According to Cambridge’s Varsity magazine, the caption for Muhammad bore the president’s name and vice-versa. A further comment was added, indicating that one was a “violent paedophile” and the other “a prophet of God, a great leader and example to us all”. A separate article likened the reaction to the original cartoons with the outrage at last year’s speech by the Pope at Regensburg.

The police investigated the student under Section 5 of the Public Order Act (“harassment, alarm or distress”). You can see why they would want to crack down on it, considering the unprecedented rioting, violence, and diplomatic incidents which ensued when the cartoons were originally published (wikipedia timeline).

Here are the cartoons, and some of these have English translations.

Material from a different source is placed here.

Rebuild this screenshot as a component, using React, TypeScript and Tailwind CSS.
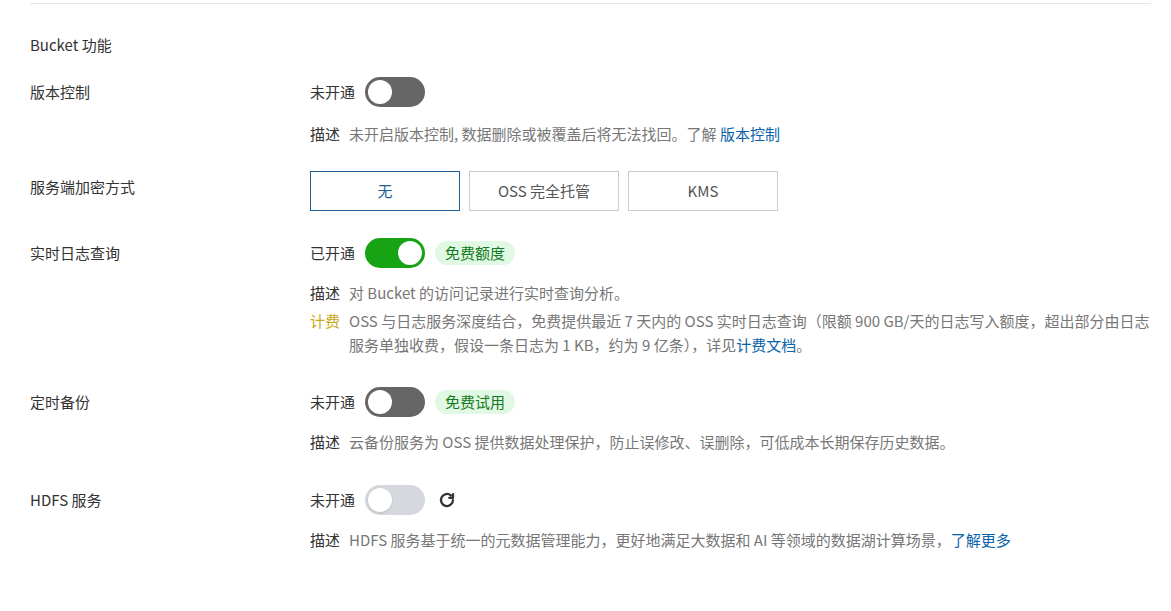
import React from "react";

const F = { fontFamily: '"Noto Sans CJK SC", "Noto Sans", sans-serif' };

function Toggle({ on, disabled }: { on?: boolean; disabled?: boolean }) {
  const bg = disabled ? "bg-[#d5d8dc]" : on ? "bg-[#16a314]" : "bg-[#666666]";
  return (
    <div className={`w-[60px] h-[30px] rounded-full ${bg} p-[3px] flex ${on ? "justify-end" : "justify-start"}`}>
      <div className={`w-[24px] h-[24px] rounded-full bg-white ${disabled ? "shadow" : ""}`} />
    </div>
  );
}

function Badge({ t }: { t: string }) {
  return <span className="ml-[10px] px-[10px] h-[24px] leading-[24px] rounded-full bg-[#e0f8e4] text-[#147a20] text-[15px]">{t}</span>;
}

function Desc({ k, children, kc = "text-[#333]" }: { k: string; children: React.ReactNode; kc?: string }) {
  return (
    <div className="flex text-[15px] leading-[24px]">
      <span className={`${kc} w-[39px] shrink-0`}>{k}</span>
      <span className="text-[#777]">{children}</span>
    </div>
  );
}

function Row({ label, children, mt }: { label: string; children: React.ReactNode; mt: string }) {
  return (
    <div className={`flex ${mt}`}>
      <div className="w-[280px] shrink-0 text-[15px] text-[#333] leading-[30px]">{label}</div>
      <div className="flex-1">{children}</div>
    </div>
  );
}

function SwitchLine({ state, on, disabled, children }: { state: string; on?: boolean; disabled?: boolean; children?: React.ReactNode }) {
  return (
    <div className="flex items-center h-[30px] text-[15px] text-[#333]">
      <span className="mr-[10px]">{state}</span>
      <Toggle on={on} disabled={disabled} />
      {children}
    </div>
  );
}

export default function App() {
  return (
    <div style={F} className="w-[1171px] h-[611px] bg-white pl-[30px] pr-[20px] overflow-hidden font-normal">
      <div className="border-t border-[#e5e5e5] mt-[3px]" />
      <div className="mt-[30px] text-[15px] text-[#333] leading-[22px]">Bucket 功能</div>
      <Row label="版本控制" mt="mt-[21px]">
        <SwitchLine state="未开通" />
        <div className="mt-[15px]">
          <Desc k="描述">未开启版本控制, 数据删除或被覆盖后将无法找回。了解 <span className="text-[#0a62a8]">版本控制</span></Desc>
        </div>
      </Row>
      <Row label="服务端加密方式" mt="mt-[26px]">
        <div className="flex gap-[9px] -mt-[1px]">
          <div className="w-[150px] h-[40px] border border-[#1d5f94] text-[#1d5f94] flex items-center justify-center text-[15px]">无</div>
          <div className="w-[150px] h-[40px] border border-[#ccc] text-[#555] flex items-center justify-center text-[15px]">OSS 完全托管</div>
          <div className="w-[150px] h-[40px] border border-[#ccc] text-[#555] flex items-center justify-center text-[15px]">KMS</div>
        </div>
      </Row>
      <Row label="实时日志查询" mt="mt-[27px]">
        <SwitchLine state="已开通" on><Badge t="免费额度" /></SwitchLine>
        <div className="mt-[13px] flex flex-col gap-[4px]">
          <Desc k="描述">对 Bucket 的访问记录进行实时查询分析。</Desc>
          <Desc k="计费" kc="text-[#c8a815]">OSS 与日志服务深度结合，免费提供最近 7 天内的 OSS 实时日志查询（限额 900 GB/天的日志写入额度，超出部分由日志服务单独收费，假设一条日志为 1 KB，约为 9 亿条），详见<span className="text-[#0a62a8]">计费文档</span>。</Desc>
        </div>
      </Row>
      <Row label="定时备份" mt="mt-[30px]">
        <SwitchLine state="未开通"><Badge t="免费试用" /></SwitchLine>
        <div className="mt-[13px]">
          <Desc k="描述">云备份服务为 OSS 提供数据处理保护，防止误修改、误删除，可低成本长期保存历史数据。</Desc>
        </div>
      </Row>
      <Row label="HDFS 服务" mt="mt-[31px]">
        <SwitchLine state="未开通" disabled>
          <svg className="ml-[13px]" width="18" height="18" viewBox="0 0 24 24" fill="none" stroke="#333" strokeWidth="3" strokeLinecap="round">
            <path d="M20 12a8 8 0 1 1-2.6-5.9" />
            <path d="M20 4v5h-5" strokeLinejoin="round" />
          </svg>
        </SwitchLine>
        <div className="mt-[13px]">
          <Desc k="描述">HDFS 服务基于统一的元数据管理能力，更好地满足大数据和 AI 等领域的数据湖计算场景，<span className="text-[#0a62a8]">了解更多</span></Desc>
        </div>
      </Row>
    </div>
  );
}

With such disproportionate ramifications for exercising free speech, what are the moral responsibilities of a journalist in this case? It's usually not the cartoonist or newspaper that bears the brunt of the attack; can an editor in good conscious publish the cartoon when another innocent might be harmed in retaliation? The more violent mobs that protested the cartoons rioted against Europe generally, at embassies of countries other than Denmark. Some even demanded an apology from the EU.

The similarities between this and a hostage situation are remarkable.
 
Posted by Lyrhawn (Member # 7039) on :
 
Those violent mobs and denouncers were chanting hate towards Europe AND the US, even though we didn't have anything to do with it. We were pulled in by association.
 
Posted by Euripides (Member # 9315) on :
 
Yeah, and the fact is, the Jyllands-Posten is a private newspaper, as is most if not all of the papers which reprinted the cartoons. When you take a democratic nation to case for allowing something to be published within its borders, you do it with the knowledge that you're challenging one of democracy's key principles. It's a simple matter for a protest like this to devolve into an anti-West riot, as they often do.

Looking at the timeline though, the NYSun did publish two of the cartoons, and the US Ambassador did publicly back Denmark (after saying he's happy major American papers didn't reprint them). Also the vice secretary of foreign affairs and even Bush confirmed their support for Denmark.

On the other hand Clinton did denounce the actual cartoons as "totally outrageous cartoons against Islam." And a Dept of State rep said "We all fully recognize and respect freedom of the press and expression but it must be coupled with press responsibility. Inciting religious or ethnic hatreds in this manner is not acceptable."

Frankly I'm surprised major US news outlets refrained from republishing them.
 
Posted by Euripides (Member # 9315) on :
 
And another important thing to remember about this issue: some of the most offensive cartoons that were circulated after the Jyllands-Posten affair were manufactured by Islamic extremists themselves as propaganda.
 
Posted by Rakeesh (Member # 2001) on :
 
quote:
Frankly I'm surprised major US news outlets refrained from republishing them.
I attribute this more to a fear of getting into the middle of that kind of fight-socially conservative religious types-than in being concerned with the welfare of the public.